A slow housing market is proving a boon to first-time buyers seeking affordable properties.
The share of UK towns and cities that are affordable to first-time buyers is at its highest in a decade, a study found.
Those taking their first step on the property ladder will find homes within their means in 54 per cent of local authority districts, the highest proportion since 2002 when 64 per cent of districts were within buyers’ reach, Halifax found.
This is up from 40 per cent a year ago and almost eight times the proportion of affordable districts at the peak of the housing market in 2007, when just seven per cent were in this bracket.
A widening North-South divide was highlighted, with London being the only region where there were no affordable areas found for would-be buyers on average earnings.
By contrast, 100 per cent of districts in the North East were within buyers’ grasp.
Just nine per cent of the affordable districts are in the South East, the South West or the East of England, compared with 15 per cent ten years ago.
This means 91 per cent of the affordable districts are in the North East, North West, Yorkshire and the Humber, East Midlands, West Midlands, Scotland, Wales or Northern Ireland, up from 85 per cent in 2002.
House prices have been holding up in London, which has had strong interest from overseas buyers, as well as some commuter belt areas, compared with the patchier market in the rest of the UK.
House prices in Northern Ireland, for example, which saw a steep increase before the financial crisis, have fallen by around ten per cent over the past year.

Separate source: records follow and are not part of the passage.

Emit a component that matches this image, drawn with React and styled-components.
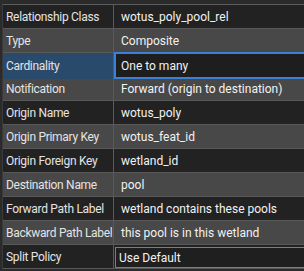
import React from "react";
import styled, { createGlobalStyle } from "styled-components";

const GlobalStyle = createGlobalStyle`
  html, body {
    margin: 0;
    padding: 0;
    background: #2b2b2b;
    overflow: hidden;
  }
  body {
    font-family: Roboto, "Noto Sans", sans-serif;
    font-size: 12px;
  }
`;

const rows = [
  { label: "Relationship Class", value: "wotus_poly_pool_rel" },
  { label: "Type", value: "Composite" },
  { label: "Cardinality", value: "One to many", selected: true },
  { label: "Notification", value: "Forward (origin to destination)" },
  { label: "Origin Name", value: "wotus_poly" },
  { label: "Origin Primary Key", value: "wotus_feat_id" },
  { label: "Origin Foreign Key", value: "wetland_id" },
  { label: "Destination Name", value: "pool" },
  { label: "Forward Path Label", value: "wetland contains these pools" },
  { label: "Backward Path Label", value: "this pool is in this wetland" },
  { label: "Split Policy", value: "Use Default", combo: true },
];

const Grid = styled.div`
  width: 302px;
  margin: 4px 0 0 2px;
  border-top: 1px solid #5c5c5c;
  border-left: 1px solid #3a3a3a;
`;

const Row = styled.div`
  display: grid;
  grid-template-columns: 111px 1fr;
  height: 23px;
  border-bottom: 1px solid #595959;
  background: ${(p) => (p.$alt ? "#484848" : "#222222")};
`;

const Label = styled.div`
  display: flex;
  align-items: center;
  padding-left: 3px;
  border-right: 1px solid #5a5a5a;
  color: #e4e4e4;
  letter-spacing: -0.3px;
  white-space: nowrap;
  overflow: hidden;
  background: ${(p) => (p.$selected ? "#2a4a6c" : "transparent")};
`;

const Value = styled.div`
  display: flex;
  align-items: center;
  padding-left: 7px;
  color: #f2f2f2;
  white-space: nowrap;
  overflow: hidden;
`;

const Editor = styled.div`
  display: flex;
  align-items: center;
  margin-top: -1px;
  height: 23px;
  padding-left: 5px;
  background: #1e1e1e;
  border: 2px solid #3b7fd6;
  border-right: none;
  color: #f2f2f2;
  white-space: nowrap;
  overflow: hidden;
`;

const Combo = styled.div`
  display: flex;
  align-items: center;
  margin: 2px 0 0 1px;
  padding-left: 3px;
  background: #1f1f1f;
  border: 1px solid #7d7d7d;
  border-right: none;
  color: #f2f2f2;
  white-space: nowrap;
  overflow: hidden;
`;

export default function App() {
  return (
    <>
      <GlobalStyle />
      <Grid>
        {rows.map((r, i) => (
          <Row key={r.label} $alt={i % 2 === 1 && !r.selected}>
            <Label $selected={r.selected}>{r.label}</Label>
            {r.selected ? (
              <Editor>{r.value}</Editor>
            ) : r.combo ? (
              <Combo>{r.value}</Combo>
            ) : (
              <Value>{r.value}</Value>
            )}
          </Row>
        ))}
      </Grid>
    </>
  );
}
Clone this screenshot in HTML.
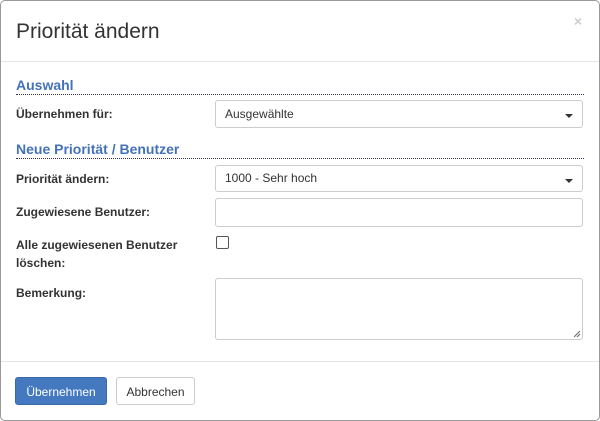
<!DOCTYPE html><html><head><style>
body{margin:0;width:600px;height:421px;background:#fff;font-family:"Liberation Sans",sans-serif;color:#333;position:relative;overflow:hidden}
.box{position:absolute;left:0;top:0;width:598px;height:419px;border:1px solid #999;border-radius:5px}
.a{position:absolute}
.t{font-size:21px;left:16px;top:20px;color:#333}
.x{right:18px;top:13px;color:#ccc;font-size:14px;font-weight:bold}
.hl{left:1px;right:1px;height:1px;background:#e5e5e5}
.sec{left:16px;right:16px;color:#4472b8;font-weight:bold;font-size:14px;border-bottom:1px dotted #335;padding-bottom:1px}
.lb{left:16px;font-size:12px;font-weight:bold;color:#333;line-height:18px}
.in{left:215px;width:368px;border:1px solid #ccc;border-radius:3px;font-size:12px;color:#333;box-sizing:border-box;padding-left:9px}
.car{position:absolute;right:9px;top:13px;border:4px solid transparent;border-top:4px solid #333;border-bottom:0}
.btn{font-size:12px;border-radius:3px;height:28px;line-height:28px;text-align:center;box-sizing:border-box}
</style></head><body>
<div class="box"></div>
<div class="a t">Priorität ändern</div>
<div class="a x">×</div>
<div class="a hl" style="top:61px"></div>
<div class="a sec" style="top:77px">Auswahl</div>
<div class="a lb" style="top:105px">Übernehmen für:</div>
<div class="a in" style="top:100px;height:28px;line-height:26px">Ausgewählte<span class="car"></span></div>
<div class="a sec" style="top:141px">Neue Priorität / Benutzer</div>
<div class="a lb" style="top:170px">Priorität ändern:</div>
<div class="a in" style="top:165px;height:27px;line-height:25px">1000 - Sehr hoch<span class="car"></span></div>
<div class="a lb" style="top:203px">Zugewiesene Benutzer:</div>
<div class="a in" style="top:198px;height:29px"></div>
<div class="a lb" style="top:236px">Alle zugewiesenen Benutzer<br>löschen:</div>
<div class="a" style="left:216px;top:236px;width:11px;height:11px;border:1px solid #555;border-radius:2px"></div>
<div class="a lb" style="top:284px">Bemerkung:</div>
<div class="a in" style="top:278px;height:62px"><svg style="position:absolute;right:1px;bottom:1px" width="8" height="8"><path d="M1 7L7 1M4 7L7 4" stroke="#666" stroke-width="1"/></svg></div>
<div class="a hl" style="top:361px"></div>
<div class="a btn" style="left:15px;top:377px;width:92px;background:#4479c0;color:#fff;border:1px solid #3a69a8">Übernehmen</div>
<div class="a btn" style="left:116px;top:377px;width:79px;background:#fff;color:#333;border:1px solid #ccc">Abbrechen</div>
</body></html>
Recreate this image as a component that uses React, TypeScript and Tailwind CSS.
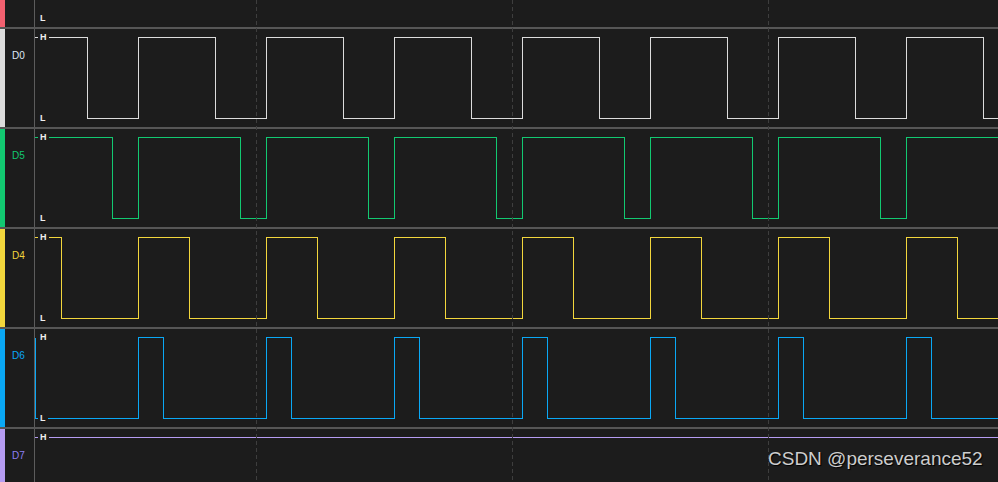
import React from "react";

const SEP = "#565656";

type Sig = {
  name: string;
  color: string;
  label: string;
  start: "H" | "L";
  edges: number[];
  initEdge?: boolean;
};

const H = 8.5;
const L = 89.5;
const W = 998 - 35;

function series(a: number, b: number, max = 998) {
  const out: number[] = [];
  for (let k = 0; k < 10; k++) {
    const x1 = a + 128 * k;
    const x2 = b + 128 * k;
    if (x1 < max) out.push(x1);
    if (x2 < max) out.push(x2);
  }
  return out.sort((p, q) => p - q);
}

function buildPath(sig: Sig) {
  let level = sig.start === "H" ? H : L;
  let d = "";
  if (sig.initEdge) {
    d = `M0.5 ${H} L0.5 ${L}`;
    level = L;
  } else {
    d = `M0 ${level}`;
  }
  for (const px of sig.edges) {
    const x = px - 35 + 0.5;
    d += ` L${x} ${level}`;
    level = level === H ? L : H;
    d += ` L${x} ${level}`;
  }
  d += ` L${W} ${level}`;
  return d;
}

const signals: Sig[] = [
  { name: "D0", color: "#dcdcdc", label: "#dde8f5", start: "H", edges: series(87, 138) },
  { name: "D5", color: "#12c971", label: "#12c971", start: "H", edges: series(112, 138) },
  { name: "D4", color: "#f2d63c", label: "#f2d63c", start: "H", edges: series(61, 138) },
  { name: "D6", color: "#0aa8f5", label: "#0aa8f5", start: "L", edges: series(138, 163), initEdge: true },
  { name: "D7", color: "#b69cf2", label: "#8c7ff2", start: "H", edges: [] },
];

function LevelTag({ text, top }: { text: string; top: string }) {
  return (
    <div
      className={`absolute left-[3px] ${top} flex h-[11px] items-center bg-[#1c1c1c] px-[2px] text-[9px] font-bold leading-none text-[#f0f0f0]`}
      style={{ fontFamily: '"Liberation Sans", Arial, sans-serif' }}
    >
      {text}
    </div>
  );
}

function Row({ sig, showH = true, showL = true }: { sig?: Sig; showH?: boolean; showL?: boolean }) {
  const bar = sig ? sig.color : "#f2606f";
  return (
    <div className="flex h-[98px] shrink-0">
      <div className="w-[5px] shrink-0" style={{ backgroundColor: bar }} />
      <div className="w-[29px] shrink-0 pt-[21px] pl-[7px]">
        {sig && (
          <div
            className="text-[10px] leading-[11px]"
            style={{ color: sig.label, fontFamily: '"Liberation Sans", Arial, sans-serif' }}
          >
            {sig.name}
          </div>
        )}
      </div>
      <div className="w-px shrink-0 bg-[#5c5c5c]" />
      <div className="relative flex-1">
        {sig && (
          <svg className="absolute inset-0" width={W} height={98} shapeRendering="crispEdges">
            <path d={buildPath(sig)} fill="none" stroke={sig.color} strokeWidth={1} />
          </svg>
        )}
        {showH && <LevelTag text="H" top="top-[3px]" />}
        {showL && <LevelTag text="L" top="top-[84px]" />}
      </div>
    </div>
  );
}

function Sep() {
  return <div className="h-[2px] shrink-0" style={{ backgroundColor: SEP }} />;
}

export default function App() {
  return (
    <div className="relative h-[482px] w-[998px] overflow-hidden bg-[#1c1c1c]">
      <div className="flex flex-col">
        <div className="h-[27px] overflow-hidden">
          <div className="-mt-[71px]">
            <Row showH={false} />
          </div>
        </div>
        {signals.map((s) => (
          <React.Fragment key={s.name}>
            <Sep />
            <Row sig={s} showL={s.name !== "D7"} />
          </React.Fragment>
        ))}
      </div>
      {[256, 512, 768].map((x) => (
        <div
          key={x}
          className="pointer-events-none absolute top-0 h-full w-px bg-[repeating-linear-gradient(to_bottom,#3e3e3e_0px,#3e3e3e_4px,transparent_4px,transparent_7px)]"
          style={{ left: x }}
        />
      ))}
      <div
        className="pointer-events-none absolute left-[768px] top-[447px] text-[19px] leading-[24px] text-[#cdcdcd] [text-shadow:1px_1px_1px_#000]"
        style={{ fontFamily: '"Liberation Sans", Arial, sans-serif' }}
      >
        CSDN @perseverance52
      </div>
    </div>
  );
}
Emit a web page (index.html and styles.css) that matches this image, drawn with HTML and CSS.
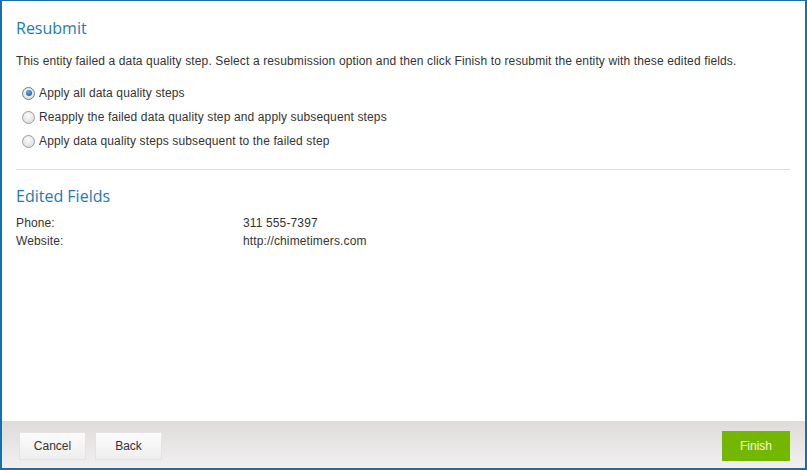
FILE: index.html
```html
<!DOCTYPE html>
<html>
<head>
<meta charset="utf-8">
<link rel="stylesheet" href="styles.css">
</head>
<body>
<div class="dialog">
  <div class="content">
    <h2 class="title">Resubmit</h2>
    <p class="desc">This entity failed a data quality step. Select a resubmission option and then click Finish to resubmit the entity with these edited fields.</p>
    <div class="options">
      <label class="opt"><span class="radio checked"></span>Apply all data quality steps</label>
      <label class="opt"><span class="radio"></span>Reapply the failed data quality step and apply subsequent steps</label>
      <label class="opt"><span class="radio"></span>Apply data quality steps subsequent to the failed step</label>
    </div>
    <hr class="sep">
    <h2 class="title fields-title">Edited Fields</h2>
    <div class="fields">
      <div class="key">Phone:</div><div class="val">311 555-7397</div>
      <div class="key">Website:</div><div class="val">http://chimetimers.com</div>
    </div>
  </div>
  <div class="footer">
    <div class="left">
      <button class="btn">Cancel</button>
      <button class="btn">Back</button>
    </div>
    <button class="btn primary">Finish</button>
  </div>
</div>
</body>
</html>
```

FILE: styles.css
```css
* { box-sizing: border-box; }
html, body { margin: 0; padding: 0; }
body {
  width: 807px;
  height: 470px;
  font-family: "Liberation Sans", Arial, sans-serif;
  font-size: 12px;
  letter-spacing: 0.13px;
  color: #333;
  background: #fff;
}
.dialog {
  width: 807px;
  height: 470px;
  border: 2px solid #1b6ea6;
  border-top-width: 1px;
  display: flex;
  flex-direction: column;
}
.content {
  flex: 1;
  padding: 17px 14px 0 14px;
}
.title {
  margin: 0;
  font-family: "Open Sans", "Noto Sans", sans-serif;
  font-weight: normal;
  font-size: 16px;
  line-height: 20px;
  letter-spacing: 0;
  color: #1d7ab8;
}
.desc {
  margin: 15px 0 0 0;
  line-height: 16px;
}
.options {
  margin-top: 17px;
  display: flex;
  flex-direction: column;
  gap: 10px;
}
.opt {
  display: flex;
  align-items: center;
  line-height: 14px;
  gap: 4px;
  padding-left: 6px;
}
.radio {
  width: 13px;
  height: 13px;
  border-radius: 50%;
  border: 1px solid #9a9a9a;
  background: radial-gradient(circle at 50% 35%, #fbfbfb, #d8d8d8);
  position: relative;
  flex: none;
}
.radio.checked {
  border-color: #6b7f95;
}
.radio.checked::after {
  content: "";
  position: absolute;
  left: 2.5px;
  top: 2.5px;
  width: 6px;
  height: 6px;
  border-radius: 50%;
  background: radial-gradient(circle at 40% 35%, #5ab0ea, #0d4f8f);
}
.sep {
  margin: 21px 0 0 0;
  border: 0;
  border-top: 1px solid #dcdcdc;
  width: 774px;
}
.fields-title {
  margin-top: 16px;
}
.fields {
  margin-top: 8px;
  display: grid;
  grid-template-columns: 227px 1fr;
  line-height: 18px;
}
.footer {
  height: 47px;
  background: linear-gradient(#dfdbdb, #f1f0f0);
  display: flex;
  justify-content: space-between;
  align-items: flex-start;
  padding: 11px 15px 0 17px;
}
.left { display: flex; gap: 9px; }
.btn {
  width: 67px;
  height: 28px;
  border: 1px solid #e4e2e2;
  background: linear-gradient(#fbfbfb, #eeeeee);
  font-family: "Liberation Sans", Arial, sans-serif;
  font-size: 12px;
  color: #333;
  padding: 0;
  margin: 0;
}
.btn.primary {
  width: 68px;
  height: 30px;
  margin-top: -1px;
  background: #74b700;
  border-color: #74b700;
  color: #fafad8;
}
```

Brent in London was named the least affordable district in the UK, where homes cost 8.8 times average earnings, while South Ayrshire in Scotland is the most affordable, with average property prices at just 2.5 times the local annual wage.
Districts were deemed “affordable” if the average house price for a first-time buyer there was lower than what someone on typical earnings living there could pay.
Local average earnings were multiplied by four and if the average price paid by a first-time buyer was lower than this sum, it was classed as affordable.
Halifax found that the average first-time deposit of £27,857 this year was one per cent lower than a year ago, but a huge 59 per cent up compared with 2002.
Halifax housing economist Martin Ellis said the findings suggested there could be an increase in first-time buyer numbers this year, although this would still be from a low level.
He said: “This partly reflects the substantial improvement in home affordability for first-time buyers since 2007, following the fall in house prices over the period.
The Council of Mortgage Lenders suggested a more positive forecast going ahead, as it saw a bounce back in first-time buyer activity in May, with a month-on-month increase of 43 per cent in the number of loans advanced.
Researchers also found that 44 per cent of first-time buyers will now pay stamp duty, compared with just five per cent when the exemption on homes worth between £125,000 and £250,000 was in place.
The survey, which found that 85 per cent of the regions in the East Midlands were now deemed affordable, used Halifax’s own database as well as CML and government studies.